Owing to baggage limitations, a few suitcases were unable to make the trip down with them, and thus I became party to a tremendous bargain. If only I would agree to tote along one of the extra bags, Martin and Mongia would treat me to round trip airfare, and bed and board during my stay. I might not be the world's savviest financier, but I think I know a good deal when one comes my way. And so I immediately agreed!
First off, Emirates flies between Hong Kong and Bangkok, where it stops to refuel en route to its final destination of Dubai. Because many passengers simply book a ticket from Bangkok to Dubai, Emirates is keen to fill as many seats as possible on the first leg of the journey by offering highly competitive fares. As such, I got to fly on a world class airline, with good food, incredible entertainment and generous legroom.
I flew out last Thursday evening, having booked Friday off from work. And by the time I returned last night, I can say I completely understand the appeal that drew Martin and Mongia to the special spot. I hope many future visits are in the cards...
In pursuit of total transparency, Martin and Mongia don't actually live in Pattaya proper but rather in a small hamlet about ten miles out of town called Na Jomtien. It's about an eighty mile taxi ride from Suvarnabhumi Airport, but at midnight, there was no traffic so I cruised all the way down. Thanks to very thorough directions from Martin, my taxi driver and I had no trouble locating their place.
The apartment is enormous, with two bedrooms, three full bathrooms and a sizable terrace overlooking the complex's swimming pool. What's more, it was sold fully furnished, with amazing artwork and comfortable couches and beds. Although I had nearly fallen asleep at several points during the ride down, I was immediately rejuvenated upon arrival, and so a few celebratory terrace drinks were obviously in order.
It's kind of funny, but it took until this fourth trip to the Land of Smiles for me to finally get a taste of the country's beaches—ironic considering clear blue water and powdery white sand are prominent features of most people's idea of Thailand. That next day, we whiled away the hours on Sae Kaew Beach, managed and maintained by Thailand's navy. Although most beaches in this area have a reputation for being less-than-ideal, I was surprised to find that Sae Kaew was truly spotless, and thus a fitting introduction to the country's seaside treasures.
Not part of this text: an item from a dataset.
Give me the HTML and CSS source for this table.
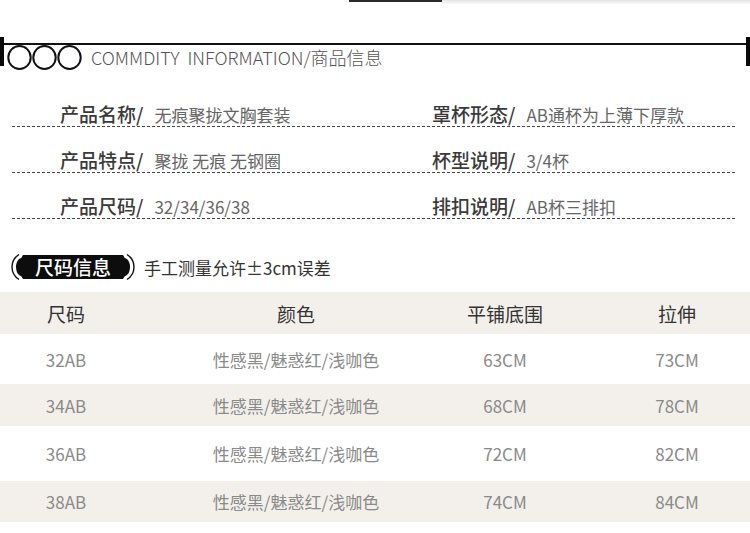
FILE: index.html
```html
<!DOCTYPE html>
<html lang="zh-CN">
<head>
<meta charset="utf-8">
<title>商品信息</title>
<link rel="stylesheet" href="styles.css">
</head>
<body>
<div class="topstrip"><div class="dark"></div><div class="fade"></div></div>

<div class="sechead">
  <div class="vbar"></div>
  <div class="secmid">
    <svg class="rings" width="76" height="25" viewBox="0 0 76 25">
      <ellipse cx="12.5" cy="12.5" rx="11.2" ry="11.5" fill="none" stroke="#111" stroke-width="2"/>
      <ellipse cx="37.5" cy="12.5" rx="11.2" ry="11.5" fill="none" stroke="#111" stroke-width="2"/>
      <ellipse cx="62.5" cy="12.5" rx="11.2" ry="11.5" fill="none" stroke="#111" stroke-width="2"/>
    </svg>
    <span class="sectitle">COMMDITY&nbsp; INFORMATION/商品信息</span>
  </div>
  <div class="vbar"></div>
</div>

<div class="info">
  <div class="inforow">
    <div class="cell"><span class="lab">产品名称/</span><span class="val">无痕聚拢文胸套装</span></div>
    <div class="cell"><span class="lab">罩杯形态/</span><span class="val">AB通杯为上薄下厚款</span></div>
  </div>
  <div class="inforow">
    <div class="cell"><span class="lab">产品特点/</span><span class="val">聚拢 无痕 无钢圈</span></div>
    <div class="cell"><span class="lab">杯型说明/</span><span class="val">3/4杯</span></div>
  </div>
  <div class="inforow">
    <div class="cell"><span class="lab">产品尺码/</span><span class="val">32/34/36/38</span></div>
    <div class="cell"><span class="lab">排扣说明/</span><span class="val">AB杯三排扣</span></div>
  </div>
</div>

<div class="sizehead">
  <div class="badge">
    <svg class="badgebg" width="124" height="28" viewBox="0 0 124 28">
      <path d="M12 2 H112 Q113 5 116 6 Q119 9 119 14 Q119 19 116 22 Q113 23 112 26 H12 Q11 23 8 22 Q5 19 5 14 Q5 9 8 6 Q11 5 12 2 Z" fill="#0d0d0d"/>
      <path d="M8 1.5 Q1 6 1 14 Q1 22 8 26.5" fill="none" stroke="#111" stroke-width="1.4"/>
      <path d="M116 1.5 Q123 6 123 14 Q123 22 116 26.5" fill="none" stroke="#111" stroke-width="1.4"/>
    </svg>
    <span class="badgetext">尺码信息</span>
  </div>
  <span class="note">手工测量允许±3cm误差</span>
</div>

<div class="table">
  <div class="trow thead">
    <div>尺码</div><div>颜色</div><div>平铺底围</div><div class="c4">拉伸</div>
  </div>
  <div class="trow r1">
    <div>32AB</div><div>性感黑/魅惑红/浅咖色</div><div>63CM</div><div class="c4">73CM</div>
  </div>
  <div class="trow r2 shade">
    <div>34AB</div><div>性感黑/魅惑红/浅咖色</div><div>68CM</div><div class="c4">78CM</div>
  </div>
  <div class="trow r3">
    <div>36AB</div><div>性感黑/魅惑红/浅咖色</div><div>72CM</div><div class="c4">82CM</div>
  </div>
  <div class="trow r4 shade">
    <div>38AB</div><div>性感黑/魅惑红/浅咖色</div><div>74CM</div><div class="c4">84CM</div>
  </div>
</div>
</body>
</html>
```

FILE: styles.css
```css
html, body {
  margin: 0;
  padding: 0;
  background: #fff;
  font-family: "Noto Sans CJK SC", "Noto Sans", sans-serif;
  width: 750px;
  height: 533px;
  overflow: hidden;
}

.topstrip {
  display: flex;
  height: 5px;
  padding-left: 349px;
}
.topstrip .dark {
  width: 93px;
  height: 2px;
  background: #2a2a2a;
}
.topstrip .fade {
  flex: 1;
  height: 4px;
  background: linear-gradient(to bottom, #e4e4e4, #fafafa);
}

.sechead {
  display: flex;
  margin-top: 32px;
  height: 29px;
}
.vbar {
  width: 4px;
  height: 29px;
  background: #0a0a0a;
}
.secmid {
  flex: 1;
  margin-top: 6px;
  border-top: 2px solid #111;
  display: flex;
  align-items: flex-start;
}
.rings {
  margin-left: 3px;
  display: block;
}
.sectitle {
  margin-left: 8px;
  margin-top: 1px;
  font-size: 18px;
  line-height: 22px;
  font-weight: 300;
  color: #555;
}

.info {
  margin: 15px 13px 0 12px;
}
.inforow {
  display: grid;
  grid-template-columns: 420px 1fr;
  height: 46px;
  align-items: end;
  background-image: linear-gradient(to right, #444 0 3px, transparent 3px 5px);
  background-size: 5px 1px;
  background-repeat: repeat-x;
  background-position: left bottom;
}
.cell {
  display: flex;
  align-items: baseline;
  padding-left: 48px;
  padding-bottom: 1px;
  line-height: 22px;
}
.cell + .cell {
  padding-left: 0;
}
.lab {
  font-size: 19px;
  font-weight: 500;
  color: #3a3a3a;
}
.val {
  margin-left: 11px;
  font-size: 17px;
  color: #666;
}

.sizehead {
  display: flex;
  align-items: center;
  margin: 34px 0 0 11px;
  height: 28px;
}
.badge {
  display: grid;
  width: 124px;
  height: 28px;
}
.badgebg, .badgetext {
  grid-area: 1 / 1;
}
.badgetext {
  justify-self: center;
  align-self: center;
  color: #fff;
  font-size: 19px;
  font-weight: 500;
  line-height: 28px;
}
.note {
  margin-left: 9px;
  font-size: 17px;
  color: #333;
}

.table {
  margin-top: 11px;
}
.trow {
  display: grid;
  grid-template-columns: 132px 328px 90px 200px;
  align-items: center;
  text-align: center;
  font-size: 17px;
  color: #8a8a8a;
}
.trow .c4 {
  padding-left: 54px;
}
.thead {
  height: 42px;
  background: #f3f0ec;
  font-size: 19px;
  color: #333;
}
.r1 { height: 50px; }
.r2 { height: 42px; }
.r3 { height: 55px; }
.r4 { height: 41px; }
.shade {
  background: #f3f0ec;
}
```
When we grew peckish, we relocated a few dozen yards to the beachfront restaurant, where we feasted on local favorites like tom yum gai, pad thai and chicken curry. Back to the sands as the afternoon faded, a multitude of Russian holidaymakers came and went and Singha's magically continued appearing in my hand (courtesy of Martin). All the while, the sea was tranquil and clean, and I don't think I'll ever forget the sunset.
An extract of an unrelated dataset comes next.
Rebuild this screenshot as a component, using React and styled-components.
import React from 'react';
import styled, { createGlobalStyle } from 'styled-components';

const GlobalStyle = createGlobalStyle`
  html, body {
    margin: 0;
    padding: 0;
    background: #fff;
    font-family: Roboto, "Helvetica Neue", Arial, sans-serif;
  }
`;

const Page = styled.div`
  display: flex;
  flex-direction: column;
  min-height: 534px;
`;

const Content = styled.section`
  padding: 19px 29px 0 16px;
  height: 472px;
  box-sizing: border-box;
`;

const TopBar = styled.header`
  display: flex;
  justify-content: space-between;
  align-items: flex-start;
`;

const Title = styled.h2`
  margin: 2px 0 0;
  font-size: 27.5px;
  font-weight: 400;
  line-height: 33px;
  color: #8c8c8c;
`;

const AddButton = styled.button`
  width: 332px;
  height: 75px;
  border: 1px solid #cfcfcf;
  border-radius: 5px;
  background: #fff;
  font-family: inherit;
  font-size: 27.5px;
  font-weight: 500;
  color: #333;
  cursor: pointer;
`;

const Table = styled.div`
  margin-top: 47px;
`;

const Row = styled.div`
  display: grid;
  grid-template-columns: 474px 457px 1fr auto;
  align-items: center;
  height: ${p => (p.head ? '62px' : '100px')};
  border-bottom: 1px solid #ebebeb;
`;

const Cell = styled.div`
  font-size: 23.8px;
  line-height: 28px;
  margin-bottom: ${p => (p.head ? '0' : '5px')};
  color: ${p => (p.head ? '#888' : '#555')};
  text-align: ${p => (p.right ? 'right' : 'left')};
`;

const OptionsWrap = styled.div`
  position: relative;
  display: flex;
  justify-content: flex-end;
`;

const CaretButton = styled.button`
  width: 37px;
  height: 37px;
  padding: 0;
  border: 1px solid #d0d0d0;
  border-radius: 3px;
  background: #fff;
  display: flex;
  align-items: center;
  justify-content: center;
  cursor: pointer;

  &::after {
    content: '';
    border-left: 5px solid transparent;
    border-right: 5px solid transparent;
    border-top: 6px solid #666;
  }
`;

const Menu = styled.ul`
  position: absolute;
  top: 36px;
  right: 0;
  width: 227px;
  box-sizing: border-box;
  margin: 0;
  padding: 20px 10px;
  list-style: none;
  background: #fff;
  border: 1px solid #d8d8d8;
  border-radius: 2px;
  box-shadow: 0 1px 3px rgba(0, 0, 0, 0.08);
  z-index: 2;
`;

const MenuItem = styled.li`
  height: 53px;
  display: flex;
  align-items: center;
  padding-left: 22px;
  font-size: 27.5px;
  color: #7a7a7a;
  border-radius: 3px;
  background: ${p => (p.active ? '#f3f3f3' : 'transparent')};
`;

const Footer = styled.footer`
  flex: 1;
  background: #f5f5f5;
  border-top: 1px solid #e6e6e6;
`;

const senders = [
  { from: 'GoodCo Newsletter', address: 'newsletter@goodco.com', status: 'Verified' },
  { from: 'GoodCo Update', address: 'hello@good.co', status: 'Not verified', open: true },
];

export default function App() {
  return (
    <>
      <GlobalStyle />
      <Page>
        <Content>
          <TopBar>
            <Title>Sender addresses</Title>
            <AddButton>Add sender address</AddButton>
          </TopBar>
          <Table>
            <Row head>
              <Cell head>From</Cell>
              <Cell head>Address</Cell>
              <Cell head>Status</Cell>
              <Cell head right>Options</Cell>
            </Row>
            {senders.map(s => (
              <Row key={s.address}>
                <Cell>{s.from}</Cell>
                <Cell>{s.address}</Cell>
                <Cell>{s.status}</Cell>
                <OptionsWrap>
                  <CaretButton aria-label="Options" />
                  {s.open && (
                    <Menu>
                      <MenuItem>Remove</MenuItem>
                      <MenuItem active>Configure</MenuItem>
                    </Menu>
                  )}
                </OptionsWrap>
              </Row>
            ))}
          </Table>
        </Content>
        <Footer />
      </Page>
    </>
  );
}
That evening, we hit up Walking Street, the epicenter of Pattaya's notorious red-light district. I'm not sure quite what I was expecting, but it certainly wasn't a ritzy dinner of duck à l'orange at a French bistro.
I'm not saying that the seedier side of Pattaya doesn't exist—and that we didn't see glimpses of it—but simply that there's more to this place than debauchery. As we dined on La Notte's outdoor terrace, with its Italian name but a French-English menu and Francophone servers, all manner of people strolled by. Of course, there were foreign men accompanying much-younger local girls. But there were also plenty of Western couples; there were even families with babies in tow. There were large tour groups traipsing along in the footsteps of their umbrella-wielding guides. There were people of every age and nationality. And so I never felt that my trio—a twenty-nine year old Yank chaperoned by two sexagenarians from Northern Ireland and Tunisia—was even a bit unwelcome, because it seemed like everybody had a place here that night.
Walking Street
Post dinner, we hit up quite a few bars, and ended our evening at an open-air establishment with pool tables, a live band and Singha on draught. But as the endless parade of revelers continued to flood by, I was told it was time to head home.
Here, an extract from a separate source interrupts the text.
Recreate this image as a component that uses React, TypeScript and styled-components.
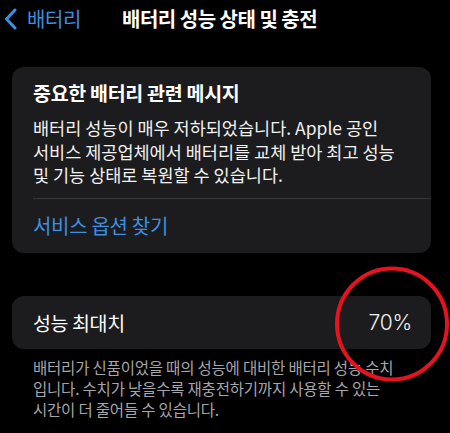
import React from "react";
import styled, { createGlobalStyle } from "styled-components";

const Global = createGlobalStyle`
  html, body { margin: 0; padding: 0; background: #000; }
  body {
    width: 450px;
    height: 433px;
    overflow: hidden;
    font-family: "Noto Sans CJK KR", "Noto Sans", sans-serif;
    color: #fff;
    -webkit-font-smoothing: antialiased;
  }
`;

const Screen = styled.div`
  position: relative;
  width: 450px;
  height: 433px;
  background: #000;
  display: flex;
  flex-direction: column;
`;

const NavBar = styled.div`
  height: 37px;
  display: flex;
  align-items: center;
`;

const BackButton = styled.div`
  display: flex;
  align-items: center;
  gap: 10px;
  padding-left: 4px;
  color: #3d8fe0;
  font-size: 20px;
  letter-spacing: -0.4px;
`;

const Title = styled.div`
  margin-left: 41px;
  font-size: 20px;
  font-weight: 700;
  letter-spacing: -0.5px;
  color: #fff;
`;

const Card = styled.div`
  margin: 0 19px 0 12px;
  background: #1c1c1e;
  border-radius: 12px;
  overflow: hidden;
`;

const MessageCard = styled(Card)`
  margin-top: 30px;
`;

const MessageBody = styled.div`
  padding: 13px 12px 11px 21px;
`;

const MessageTitle = styled.div`
  font-size: 19.5px;
  font-weight: 700;
  line-height: 26px;
  letter-spacing: -0.3px;
  margin-bottom: 10px;
`;

const MessageText = styled.div`
  font-size: 17.5px;
  line-height: 23.5px;
  letter-spacing: 0;
  color: #f2f2f2;
  white-space: nowrap;
`;

const Divider = styled.div`
  height: 1px;
  background: #38383a;
  margin-left: 21px;
`;

const LinkRow = styled.div`
  padding: 0 21px;
  height: 54px;
  display: flex;
  align-items: center;
  font-size: 20px;
  letter-spacing: -0.3px;
  color: #3d8fe0;
`;

const StatCard = styled(Card)`
  margin-top: 43px;
  height: 53px;
  display: flex;
  align-items: center;
  justify-content: space-between;
  padding: 0 19px 0 21px;
`;

const StatLabel = styled.div`
  font-size: 19.5px;
  letter-spacing: -0.4px;
`;

const StatValue = styled.div`
  font-family: Inter, "Noto Sans", sans-serif;
  font-weight: 300;
  font-size: 21px;
  letter-spacing: -0.2px;
  color: #f2f2f2;
`;

const Footnote = styled.div`
  margin: 8px 10px 0 33px;
  font-size: 15.5px;
  line-height: 21px;
  letter-spacing: -0.2px;
  color: #a5a5aa;
  white-space: nowrap;
`;

const Highlight = styled.svg`
  position: absolute;
  left: 334px;
  top: 265px;
  width: 118px;
  height: 118px;
  pointer-events: none;
`;

export default function App() {
  return (
    <>
      <Global />
      <Screen>
        <NavBar>
          <BackButton>
            <svg width="13" height="22" viewBox="0 0 13 22">
              <path d="M11 2 L2.5 11 L11 20" fill="none" stroke="#3d8fe0" strokeWidth="3" strokeLinecap="round" strokeLinejoin="round" />
            </svg>
            배터리
          </BackButton>
          <Title>배터리 성능 상태 및 충전</Title>
        </NavBar>
        <MessageCard>
          <MessageBody>
            <MessageTitle>중요한 배터리 관련 메시지</MessageTitle>
            <MessageText>
              배터리 성능이 매우 저하되었습니다. Apple 공인
              <br />
              서비스 제공업체에서 배터리를 교체 받아 최고 성능
              <br />
              및 기능 상태로 복원할 수 있습니다.
            </MessageText>
          </MessageBody>
          <Divider />
          <LinkRow>서비스 옵션 찾기</LinkRow>
        </MessageCard>
        <StatCard>
          <StatLabel>성능 최대치</StatLabel>
          <StatValue>70%</StatValue>
        </StatCard>
        <Footnote>
          배터리가 신품이었을 때의 성능에 대비한 배터리 성능 수치
          <br />
          입니다. 수치가 낮을수록 재충전하기까지 사용할 수 있는
          <br />
          시간이 더 줄어들 수 있습니다.
        </Footnote>
        <Highlight viewBox="0 0 118 118">
          <ellipse cx="58" cy="59" rx="55" ry="55.5" fill="none" stroke="#e3141f" strokeWidth="4" />
        </Highlight>
      </Screen>
    </>
  );
}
I realized on Saturday why Pattaya's beaches aren't held in such high esteem. Still, a beach in a city is a beach in a city: no use complaining that it isn't a pristine deserted island, because it's surely better than no beach at all! If I lived here, I'd probably make the extra effort to visit Sae Kaew Beach most of the time, but in a pinch, there's certainly no problem with unwinding for a few hours on the stretch of sand of Jomtien, where Martin, Mongia and I spent some time that afternoon.
Jomtien Beach
I was left to my own devices between 2pm and 6:30pm, while they attended to some business, so I took the opportunity to wander about town before our seafood dinner at a delightful spot within walking distance of the condo.
Of course, I was in no way ready to head back to reality on Sunday, yet before I knew it, I had to face the music. But I feel very fortunate to have Martin and Mongia in such an accessible getaway destination, and I look forward to many more future trips to their little slice of heaven. Perhaps the prominent marquee is wrong, and good guys and bad guys all go to Pattaya.